CUMBERLAND — The Town Council on Monday unanimously tabled action on removal of a stop sign at the intersection of Hemlock Drive and Prince Street, as well as the gift of 4.1 acres near Rines Forest.
The panel will take up both items again Monday, June 25.
Two stop signs sit 90 degrees from each other at Hemlock Drive – which becomes Farwell Avenue and ends at Main Street – and at Prince Street, where it stops at the northeast end of Hemlock Drive. The intersection is down the street from the post office at 1 Farwell Ave.
Police Chief Chip Rumsey is calling for the Farwell Avenue sign to be removed, noting a resident of the neighborhood had approached the department about doing so.
“It’s a very unusual place for a stop sign to be,” Rumsey told the council, noting that lines of sight up and down Farwell/Hemlock, a straight through-street, are unobstructed, rendering the stop sign unnecessary.
The Manual for Uniform Traffic Control Devices also offered no rationale for the sign to remain, the chief added. Traffic flow there is light, and there have been no records of vehicle crashes there in the past five years, he said.
The sign “seems to be unnecessary and maybe more of a confusion to have up there,” Rumsey said.
The Prince Street sign would remain in place. Prince Street is a loop road that has another stop sign closer to Farwell Avenue’s intersection with Main Street; that would stay, too.
The stop sign went up when the Hemlock Drive neighborhood, to the southeast of the intersection, became developed, Town Manager Bill Shane said.
“I would call it more of a political stop sign; it’s really to slow the traffic going up Farwell,” but is not an appropriate place to stop, he noted.
Shane cited some neighborhood concerns that removing the sign would cause traffic speeds to increase, but said, “it’s an enforcement issue; it’s really not a sign issue.”
One resident said the notice of Monday’s meeting stated that the stop sign at the intersection of Farwell and Prince was recommended for removal, although it is the sign at Hemlock and Prince being considered.
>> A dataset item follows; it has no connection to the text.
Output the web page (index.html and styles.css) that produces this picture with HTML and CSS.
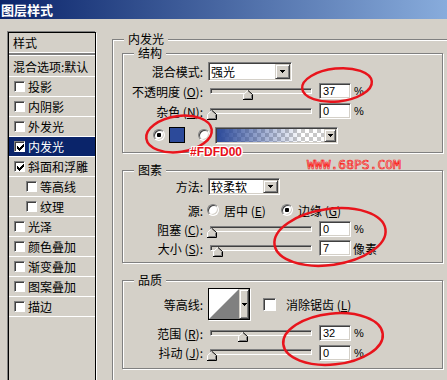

The council agreed the matter should be tabled, and a new notice issued, to ensure that residents know exactly which sign is up for discussion.
The Town Council also discussed, and ultimately tabled to its next meeting, a proposed gift of just over 4 acres of vacant land on Oxford Lane that would be included as part of the town’s Rines Forest easement.
Paul Benard would gift the parcel to the town to settle a dispute with residents of Oxford and Windsor lanes who are concerned about overburdening of that area from a four-lot subdivision he is developing on Oxford, according to Town Manager Bill Shane.
The homeowners have agreed to settle the matter if a fifth lot remains as open space and provides a pedestrian easement for them into Rines Forest. Other lots have sold for about $160,000, Shane said.
Because the town’s Lands and Conservation Commission has yet to discuss the matter, the council tabled discussion until June 25.
The Cumberland Town Council is considering removal of this stop sign at Hemlock Drive. The Prince Street stop sign in the background would remain.
This image shows the present location of the Hemlock Drive stop sign in Cumberland. Prince Street, a loop road directly northwest of Hemlock, has stop signs at both its endpoints. Hemlock becomes Farwell Avenue as it heads northwest toward Main Street.